As informações que a Embaixada do Brasil em Caracas enviou ao Ministério de Relações Exteriores, em novembro do ano passado, apontam que outros fatores podem estar por trás dos apagões, com o abandono de emprego por milhares de funcionários da estatal. “A situação do sistema elétrico na Venezuela é periclitante devido, principalmente, à péssima administração da estatal e à falta de investimentos e manutenção dos equipamentos”, declara a embaixada, acrescentando que “os problemas com a evasão da mão de obra apenas contribuem para o agravamento do quadro”.

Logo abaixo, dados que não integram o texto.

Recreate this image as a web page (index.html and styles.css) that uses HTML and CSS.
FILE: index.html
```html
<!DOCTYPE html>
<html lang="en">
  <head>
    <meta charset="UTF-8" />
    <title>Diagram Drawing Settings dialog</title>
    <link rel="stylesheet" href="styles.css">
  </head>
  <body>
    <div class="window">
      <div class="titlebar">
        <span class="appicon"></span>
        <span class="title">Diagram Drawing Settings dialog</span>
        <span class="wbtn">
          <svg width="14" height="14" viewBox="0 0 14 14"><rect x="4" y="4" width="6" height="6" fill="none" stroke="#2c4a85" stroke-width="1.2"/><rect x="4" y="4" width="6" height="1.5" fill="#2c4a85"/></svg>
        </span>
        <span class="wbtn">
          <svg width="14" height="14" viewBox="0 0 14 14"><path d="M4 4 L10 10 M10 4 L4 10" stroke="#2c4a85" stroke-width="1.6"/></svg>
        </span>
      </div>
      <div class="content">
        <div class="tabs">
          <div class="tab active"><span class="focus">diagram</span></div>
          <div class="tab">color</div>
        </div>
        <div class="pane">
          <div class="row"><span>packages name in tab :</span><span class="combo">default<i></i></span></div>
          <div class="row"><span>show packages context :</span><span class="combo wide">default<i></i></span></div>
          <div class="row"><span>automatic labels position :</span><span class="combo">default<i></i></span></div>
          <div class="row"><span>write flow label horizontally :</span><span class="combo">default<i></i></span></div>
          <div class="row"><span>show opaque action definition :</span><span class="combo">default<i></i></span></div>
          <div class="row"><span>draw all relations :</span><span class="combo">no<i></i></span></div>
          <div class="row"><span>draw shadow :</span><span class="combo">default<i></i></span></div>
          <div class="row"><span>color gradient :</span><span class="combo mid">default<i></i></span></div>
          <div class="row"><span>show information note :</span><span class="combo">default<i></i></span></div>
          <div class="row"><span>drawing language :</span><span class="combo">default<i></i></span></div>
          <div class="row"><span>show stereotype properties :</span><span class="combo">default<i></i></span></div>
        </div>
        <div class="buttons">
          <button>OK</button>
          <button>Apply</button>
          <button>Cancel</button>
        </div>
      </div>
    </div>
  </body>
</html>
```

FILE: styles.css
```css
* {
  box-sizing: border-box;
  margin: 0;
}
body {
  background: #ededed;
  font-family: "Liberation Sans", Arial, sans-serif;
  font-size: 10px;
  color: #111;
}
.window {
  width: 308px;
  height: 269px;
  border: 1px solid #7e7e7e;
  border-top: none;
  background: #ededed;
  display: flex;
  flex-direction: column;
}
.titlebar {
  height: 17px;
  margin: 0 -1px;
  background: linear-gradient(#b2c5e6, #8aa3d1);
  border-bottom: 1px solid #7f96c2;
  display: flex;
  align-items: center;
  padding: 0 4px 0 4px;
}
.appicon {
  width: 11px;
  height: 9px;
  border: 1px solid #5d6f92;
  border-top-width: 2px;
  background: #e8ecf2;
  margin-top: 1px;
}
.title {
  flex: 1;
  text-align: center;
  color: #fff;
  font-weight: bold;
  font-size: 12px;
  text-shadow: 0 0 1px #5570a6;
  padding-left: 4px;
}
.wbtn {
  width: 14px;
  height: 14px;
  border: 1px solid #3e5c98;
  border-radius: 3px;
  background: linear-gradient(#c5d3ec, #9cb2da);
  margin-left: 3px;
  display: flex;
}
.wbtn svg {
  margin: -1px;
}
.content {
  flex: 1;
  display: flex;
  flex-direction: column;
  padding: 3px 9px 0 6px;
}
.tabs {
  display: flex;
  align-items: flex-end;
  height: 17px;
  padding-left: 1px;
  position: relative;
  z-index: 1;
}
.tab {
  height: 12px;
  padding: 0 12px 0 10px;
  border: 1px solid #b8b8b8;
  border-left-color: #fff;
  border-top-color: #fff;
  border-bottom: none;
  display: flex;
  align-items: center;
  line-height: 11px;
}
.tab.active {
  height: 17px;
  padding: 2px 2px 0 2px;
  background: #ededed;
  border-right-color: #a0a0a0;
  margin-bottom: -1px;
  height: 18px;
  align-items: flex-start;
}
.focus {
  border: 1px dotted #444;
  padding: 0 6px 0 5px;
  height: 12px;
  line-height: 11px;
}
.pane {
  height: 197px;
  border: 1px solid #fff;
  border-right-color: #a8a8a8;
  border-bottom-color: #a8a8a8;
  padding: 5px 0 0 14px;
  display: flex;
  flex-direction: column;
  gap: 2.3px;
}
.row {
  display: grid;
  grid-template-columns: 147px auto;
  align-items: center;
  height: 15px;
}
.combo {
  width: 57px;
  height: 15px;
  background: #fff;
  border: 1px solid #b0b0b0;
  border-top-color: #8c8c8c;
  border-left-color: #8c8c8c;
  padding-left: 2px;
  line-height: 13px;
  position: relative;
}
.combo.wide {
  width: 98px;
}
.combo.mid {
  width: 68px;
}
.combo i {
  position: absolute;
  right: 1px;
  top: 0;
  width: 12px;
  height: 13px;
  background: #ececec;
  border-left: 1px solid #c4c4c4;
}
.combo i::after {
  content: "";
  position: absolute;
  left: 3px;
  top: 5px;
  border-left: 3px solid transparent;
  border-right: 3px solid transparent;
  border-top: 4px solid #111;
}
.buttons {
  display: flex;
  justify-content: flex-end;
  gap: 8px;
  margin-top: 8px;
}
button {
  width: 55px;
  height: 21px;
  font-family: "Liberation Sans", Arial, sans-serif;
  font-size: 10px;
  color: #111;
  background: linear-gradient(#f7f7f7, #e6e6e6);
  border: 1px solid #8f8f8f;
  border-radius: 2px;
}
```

A situação crítica da Corpoelec é detalhada pelas informações que a embaixada brasileira obteve com a Federação Nacional de Trabalhadores de Eletricidade (Fetraelec) da Venezuela. O órgão calcula que 20 mil empregados da estatal venezuelana teriam abandonado-a nos últimos dois anos. “O número de funcionários experientes e qualificados que deixaram o trabalho, nesse período, corresponde à metade do total de funcionários da estatal.”

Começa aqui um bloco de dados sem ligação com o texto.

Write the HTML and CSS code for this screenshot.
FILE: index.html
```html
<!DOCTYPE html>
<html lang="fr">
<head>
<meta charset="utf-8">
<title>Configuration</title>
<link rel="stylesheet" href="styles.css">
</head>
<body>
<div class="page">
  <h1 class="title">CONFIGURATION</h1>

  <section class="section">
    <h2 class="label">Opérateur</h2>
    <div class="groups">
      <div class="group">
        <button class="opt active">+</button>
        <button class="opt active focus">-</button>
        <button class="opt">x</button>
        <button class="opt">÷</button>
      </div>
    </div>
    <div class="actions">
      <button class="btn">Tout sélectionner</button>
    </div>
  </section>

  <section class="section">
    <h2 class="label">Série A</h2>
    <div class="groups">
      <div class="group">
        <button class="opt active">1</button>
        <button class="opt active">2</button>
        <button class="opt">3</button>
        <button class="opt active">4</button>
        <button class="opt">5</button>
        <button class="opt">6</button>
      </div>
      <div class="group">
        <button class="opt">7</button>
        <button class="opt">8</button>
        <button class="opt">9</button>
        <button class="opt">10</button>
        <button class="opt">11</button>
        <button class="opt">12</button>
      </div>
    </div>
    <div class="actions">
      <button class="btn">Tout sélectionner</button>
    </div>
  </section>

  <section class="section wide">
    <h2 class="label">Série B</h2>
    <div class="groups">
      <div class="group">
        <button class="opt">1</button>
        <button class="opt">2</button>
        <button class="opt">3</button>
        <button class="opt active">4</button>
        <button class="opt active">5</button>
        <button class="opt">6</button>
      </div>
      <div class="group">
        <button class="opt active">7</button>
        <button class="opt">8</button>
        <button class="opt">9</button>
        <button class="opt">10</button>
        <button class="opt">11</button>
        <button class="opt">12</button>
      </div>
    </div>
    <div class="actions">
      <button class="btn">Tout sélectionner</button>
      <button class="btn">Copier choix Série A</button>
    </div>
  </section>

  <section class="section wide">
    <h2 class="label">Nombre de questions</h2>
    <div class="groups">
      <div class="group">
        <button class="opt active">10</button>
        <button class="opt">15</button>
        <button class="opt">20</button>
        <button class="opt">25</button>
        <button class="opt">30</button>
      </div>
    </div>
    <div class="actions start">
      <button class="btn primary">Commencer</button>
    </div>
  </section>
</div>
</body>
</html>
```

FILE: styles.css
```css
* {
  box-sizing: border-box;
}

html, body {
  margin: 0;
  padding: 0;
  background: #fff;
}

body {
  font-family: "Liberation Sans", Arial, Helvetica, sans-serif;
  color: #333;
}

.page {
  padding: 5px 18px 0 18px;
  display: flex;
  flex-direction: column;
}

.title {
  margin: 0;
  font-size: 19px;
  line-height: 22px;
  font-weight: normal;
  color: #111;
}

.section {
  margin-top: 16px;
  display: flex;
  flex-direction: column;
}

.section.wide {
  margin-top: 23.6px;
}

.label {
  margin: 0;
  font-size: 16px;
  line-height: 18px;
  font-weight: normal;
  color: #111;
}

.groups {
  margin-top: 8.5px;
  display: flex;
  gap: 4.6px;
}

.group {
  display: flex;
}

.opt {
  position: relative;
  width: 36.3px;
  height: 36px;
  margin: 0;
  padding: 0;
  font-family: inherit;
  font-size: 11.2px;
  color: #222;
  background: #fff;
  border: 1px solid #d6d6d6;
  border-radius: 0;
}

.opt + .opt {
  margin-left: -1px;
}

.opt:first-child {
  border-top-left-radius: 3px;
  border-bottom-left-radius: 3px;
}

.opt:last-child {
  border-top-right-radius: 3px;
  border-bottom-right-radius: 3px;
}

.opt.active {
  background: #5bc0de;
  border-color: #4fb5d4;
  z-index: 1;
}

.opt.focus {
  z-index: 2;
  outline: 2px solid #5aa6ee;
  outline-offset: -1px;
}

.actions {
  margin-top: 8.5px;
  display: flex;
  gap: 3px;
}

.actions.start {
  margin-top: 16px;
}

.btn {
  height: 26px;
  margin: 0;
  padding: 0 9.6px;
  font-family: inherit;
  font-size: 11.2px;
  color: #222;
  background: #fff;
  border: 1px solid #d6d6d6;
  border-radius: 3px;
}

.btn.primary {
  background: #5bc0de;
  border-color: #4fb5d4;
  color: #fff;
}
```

As informações são de que a estatal teria saído, desde agosto do ano passado, das negociações do contrato coletivo com os funcionários. “Os salários pagos neste país são baixíssimos e a isso se somaria o não cumprimento de obrigações trabalhistas”, afirma a Fetraelec à embaixada brasileira.

Fim do acordo

O Ministério de Relações Exteriores informou estar atuando para que Corpoelec e Eletronorte mantenham o diálogo. Ao Estado, o Ministério de Minas e Energia afirmou que rompeu com o suprimento pela Venezuela e, há duas semanas, Roraima passou a ser atendida pela geração térmica brasileira. “Desde o início de março, quando foi interrompido o suprimento pela Venezuela, o sistema Boa Vista tem sido totalmente atendido pela geração térmica local”, afirmou. O MME tem acompanhado a execução do Plano Emergencial e não foram registrados novos blecautes desde o dia 8 deste mês.” As informações são do jornal O Estado de S. Paulo.